Check every line of the data below for the string "React", and copy the ones that hold it.
──────
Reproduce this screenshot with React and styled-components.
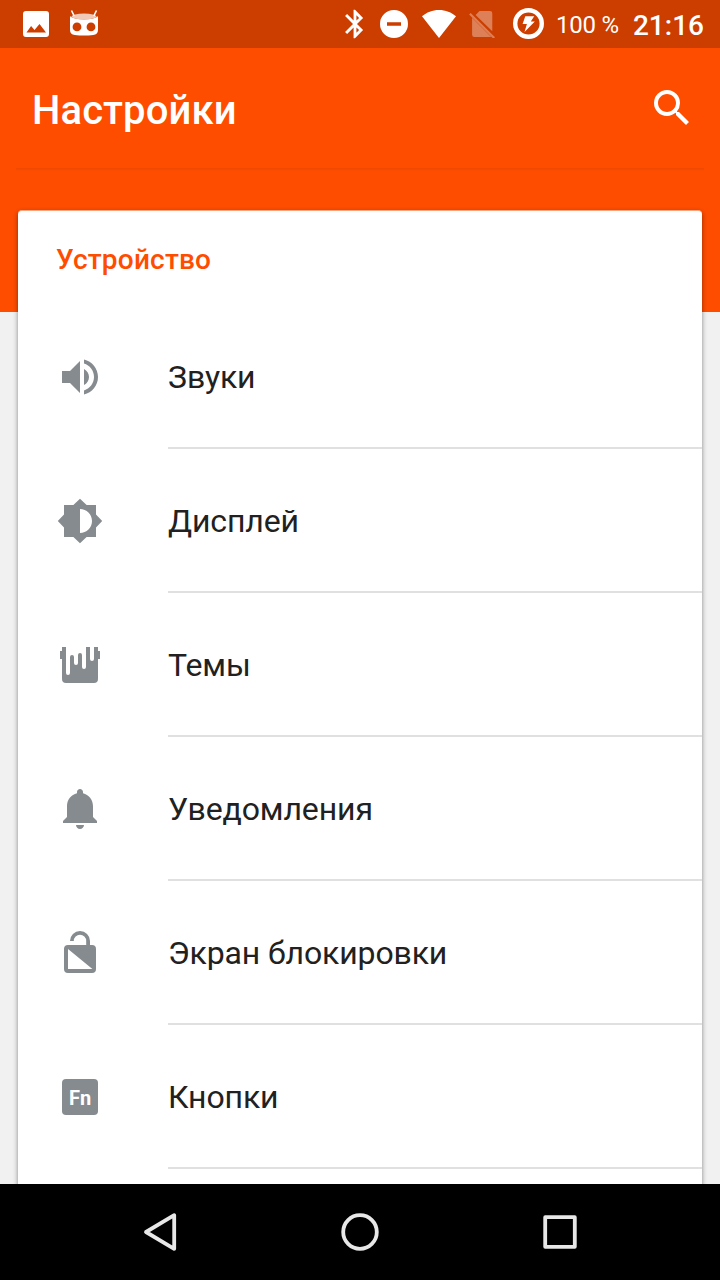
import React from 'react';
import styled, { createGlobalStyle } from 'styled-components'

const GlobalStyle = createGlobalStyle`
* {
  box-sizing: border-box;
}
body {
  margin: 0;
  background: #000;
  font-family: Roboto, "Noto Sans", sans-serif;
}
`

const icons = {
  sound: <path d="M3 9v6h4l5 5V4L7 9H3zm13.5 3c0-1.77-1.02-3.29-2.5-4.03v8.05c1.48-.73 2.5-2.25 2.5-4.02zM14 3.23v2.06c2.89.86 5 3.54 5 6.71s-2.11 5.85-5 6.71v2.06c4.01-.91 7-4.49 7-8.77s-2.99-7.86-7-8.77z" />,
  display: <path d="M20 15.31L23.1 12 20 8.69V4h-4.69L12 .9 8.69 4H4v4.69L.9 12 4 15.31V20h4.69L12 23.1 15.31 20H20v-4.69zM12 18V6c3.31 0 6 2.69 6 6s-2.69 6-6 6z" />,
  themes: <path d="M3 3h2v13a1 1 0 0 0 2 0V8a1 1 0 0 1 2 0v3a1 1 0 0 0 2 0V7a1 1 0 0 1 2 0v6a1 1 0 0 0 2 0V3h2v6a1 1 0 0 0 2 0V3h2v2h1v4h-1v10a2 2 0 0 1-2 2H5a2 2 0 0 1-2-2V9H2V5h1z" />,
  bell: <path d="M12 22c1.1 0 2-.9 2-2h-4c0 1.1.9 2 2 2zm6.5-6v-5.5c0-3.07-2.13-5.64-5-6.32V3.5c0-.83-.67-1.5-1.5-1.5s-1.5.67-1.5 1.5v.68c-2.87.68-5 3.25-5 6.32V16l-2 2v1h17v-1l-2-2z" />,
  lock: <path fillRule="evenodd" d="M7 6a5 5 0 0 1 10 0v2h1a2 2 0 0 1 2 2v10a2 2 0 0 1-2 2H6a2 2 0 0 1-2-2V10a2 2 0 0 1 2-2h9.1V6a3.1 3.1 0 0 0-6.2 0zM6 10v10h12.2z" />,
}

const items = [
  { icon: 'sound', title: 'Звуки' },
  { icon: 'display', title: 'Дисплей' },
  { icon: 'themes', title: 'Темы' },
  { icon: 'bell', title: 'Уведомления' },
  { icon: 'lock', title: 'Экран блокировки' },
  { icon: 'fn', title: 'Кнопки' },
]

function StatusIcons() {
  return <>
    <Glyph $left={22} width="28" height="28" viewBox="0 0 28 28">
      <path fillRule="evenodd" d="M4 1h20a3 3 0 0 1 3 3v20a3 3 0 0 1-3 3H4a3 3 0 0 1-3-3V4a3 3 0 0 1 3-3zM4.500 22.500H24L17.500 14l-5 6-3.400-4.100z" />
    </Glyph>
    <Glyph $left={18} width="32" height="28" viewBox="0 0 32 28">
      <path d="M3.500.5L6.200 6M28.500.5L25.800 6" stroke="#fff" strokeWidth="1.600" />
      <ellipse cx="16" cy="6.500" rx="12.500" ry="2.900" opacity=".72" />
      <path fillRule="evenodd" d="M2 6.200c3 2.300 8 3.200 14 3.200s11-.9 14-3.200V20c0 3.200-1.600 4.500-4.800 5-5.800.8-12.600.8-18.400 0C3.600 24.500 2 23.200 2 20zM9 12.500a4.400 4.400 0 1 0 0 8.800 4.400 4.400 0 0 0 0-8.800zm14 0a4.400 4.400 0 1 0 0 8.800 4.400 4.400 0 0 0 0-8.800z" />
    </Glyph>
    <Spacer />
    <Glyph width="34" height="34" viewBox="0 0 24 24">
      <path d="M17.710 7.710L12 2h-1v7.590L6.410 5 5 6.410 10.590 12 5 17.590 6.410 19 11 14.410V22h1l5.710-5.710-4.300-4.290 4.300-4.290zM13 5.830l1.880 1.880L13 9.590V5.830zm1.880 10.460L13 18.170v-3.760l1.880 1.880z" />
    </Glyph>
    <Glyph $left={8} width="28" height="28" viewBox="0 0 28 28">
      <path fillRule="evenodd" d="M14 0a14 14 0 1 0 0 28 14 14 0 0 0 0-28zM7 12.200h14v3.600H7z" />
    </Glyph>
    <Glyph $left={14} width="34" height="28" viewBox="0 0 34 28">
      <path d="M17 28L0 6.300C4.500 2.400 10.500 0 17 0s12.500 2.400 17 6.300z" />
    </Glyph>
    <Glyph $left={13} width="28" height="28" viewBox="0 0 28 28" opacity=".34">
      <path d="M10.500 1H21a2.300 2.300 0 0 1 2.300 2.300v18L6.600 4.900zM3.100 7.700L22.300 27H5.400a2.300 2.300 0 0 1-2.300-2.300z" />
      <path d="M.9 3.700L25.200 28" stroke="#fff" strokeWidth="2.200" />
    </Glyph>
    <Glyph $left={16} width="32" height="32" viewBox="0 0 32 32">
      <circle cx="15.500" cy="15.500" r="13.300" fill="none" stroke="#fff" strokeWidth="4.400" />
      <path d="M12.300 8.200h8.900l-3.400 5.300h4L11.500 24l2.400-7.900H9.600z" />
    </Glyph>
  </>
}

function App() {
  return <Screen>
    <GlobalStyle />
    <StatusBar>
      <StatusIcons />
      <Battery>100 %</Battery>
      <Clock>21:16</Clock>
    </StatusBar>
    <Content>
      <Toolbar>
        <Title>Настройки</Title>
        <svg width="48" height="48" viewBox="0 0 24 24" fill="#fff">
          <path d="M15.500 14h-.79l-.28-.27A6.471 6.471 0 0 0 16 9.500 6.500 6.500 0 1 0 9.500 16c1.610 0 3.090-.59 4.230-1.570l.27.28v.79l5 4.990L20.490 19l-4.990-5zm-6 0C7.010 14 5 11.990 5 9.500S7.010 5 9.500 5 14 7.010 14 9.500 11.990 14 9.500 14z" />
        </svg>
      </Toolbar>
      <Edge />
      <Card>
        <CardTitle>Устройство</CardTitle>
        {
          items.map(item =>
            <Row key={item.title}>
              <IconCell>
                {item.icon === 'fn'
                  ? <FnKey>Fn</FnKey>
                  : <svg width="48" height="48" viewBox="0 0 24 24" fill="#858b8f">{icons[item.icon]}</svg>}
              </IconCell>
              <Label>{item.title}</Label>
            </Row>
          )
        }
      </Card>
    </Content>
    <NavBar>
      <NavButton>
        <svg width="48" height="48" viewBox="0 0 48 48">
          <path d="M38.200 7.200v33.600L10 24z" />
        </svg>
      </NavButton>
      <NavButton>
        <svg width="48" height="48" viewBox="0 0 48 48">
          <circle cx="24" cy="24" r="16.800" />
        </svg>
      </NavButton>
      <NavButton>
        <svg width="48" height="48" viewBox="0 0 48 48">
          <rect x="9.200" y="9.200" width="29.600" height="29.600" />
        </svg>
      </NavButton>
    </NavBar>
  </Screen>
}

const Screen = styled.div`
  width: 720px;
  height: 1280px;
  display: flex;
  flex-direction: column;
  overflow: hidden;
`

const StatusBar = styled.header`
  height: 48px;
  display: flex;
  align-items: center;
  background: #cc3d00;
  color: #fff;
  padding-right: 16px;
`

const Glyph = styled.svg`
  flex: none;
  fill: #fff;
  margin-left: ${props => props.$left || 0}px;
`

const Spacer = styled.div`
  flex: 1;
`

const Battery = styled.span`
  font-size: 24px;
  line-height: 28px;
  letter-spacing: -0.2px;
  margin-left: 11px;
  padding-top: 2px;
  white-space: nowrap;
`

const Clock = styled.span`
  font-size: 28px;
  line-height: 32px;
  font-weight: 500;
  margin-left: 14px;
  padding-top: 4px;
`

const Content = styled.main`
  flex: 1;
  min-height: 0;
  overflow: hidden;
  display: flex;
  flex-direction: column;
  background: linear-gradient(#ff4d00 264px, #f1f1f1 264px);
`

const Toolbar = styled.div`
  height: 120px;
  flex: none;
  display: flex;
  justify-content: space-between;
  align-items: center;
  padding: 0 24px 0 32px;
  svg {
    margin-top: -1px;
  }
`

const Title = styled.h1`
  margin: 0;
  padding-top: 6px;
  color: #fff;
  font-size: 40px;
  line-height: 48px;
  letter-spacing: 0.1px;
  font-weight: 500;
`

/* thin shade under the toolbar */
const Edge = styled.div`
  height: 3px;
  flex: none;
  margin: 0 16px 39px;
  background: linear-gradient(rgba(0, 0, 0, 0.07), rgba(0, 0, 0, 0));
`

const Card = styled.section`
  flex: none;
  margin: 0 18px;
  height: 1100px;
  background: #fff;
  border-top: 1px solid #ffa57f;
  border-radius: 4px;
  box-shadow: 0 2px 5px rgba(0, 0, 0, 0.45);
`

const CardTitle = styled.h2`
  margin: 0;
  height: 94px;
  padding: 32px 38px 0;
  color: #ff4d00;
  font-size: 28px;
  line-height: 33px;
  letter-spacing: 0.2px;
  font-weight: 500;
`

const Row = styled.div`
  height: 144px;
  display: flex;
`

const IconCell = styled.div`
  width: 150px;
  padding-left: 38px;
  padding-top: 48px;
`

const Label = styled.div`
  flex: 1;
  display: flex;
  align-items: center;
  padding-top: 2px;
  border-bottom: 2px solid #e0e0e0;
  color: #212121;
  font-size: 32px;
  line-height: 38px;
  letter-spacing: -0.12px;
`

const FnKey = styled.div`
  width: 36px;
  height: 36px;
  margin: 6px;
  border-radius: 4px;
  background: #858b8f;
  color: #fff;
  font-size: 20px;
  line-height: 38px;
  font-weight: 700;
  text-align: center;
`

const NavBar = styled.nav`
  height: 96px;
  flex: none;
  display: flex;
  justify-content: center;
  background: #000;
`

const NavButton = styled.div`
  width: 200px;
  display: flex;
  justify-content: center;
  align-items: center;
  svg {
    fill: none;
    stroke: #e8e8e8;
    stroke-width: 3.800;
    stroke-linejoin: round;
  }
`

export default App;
──────
(Answer below):
Reproduce this screenshot with React and styled-components.
import React from 'react';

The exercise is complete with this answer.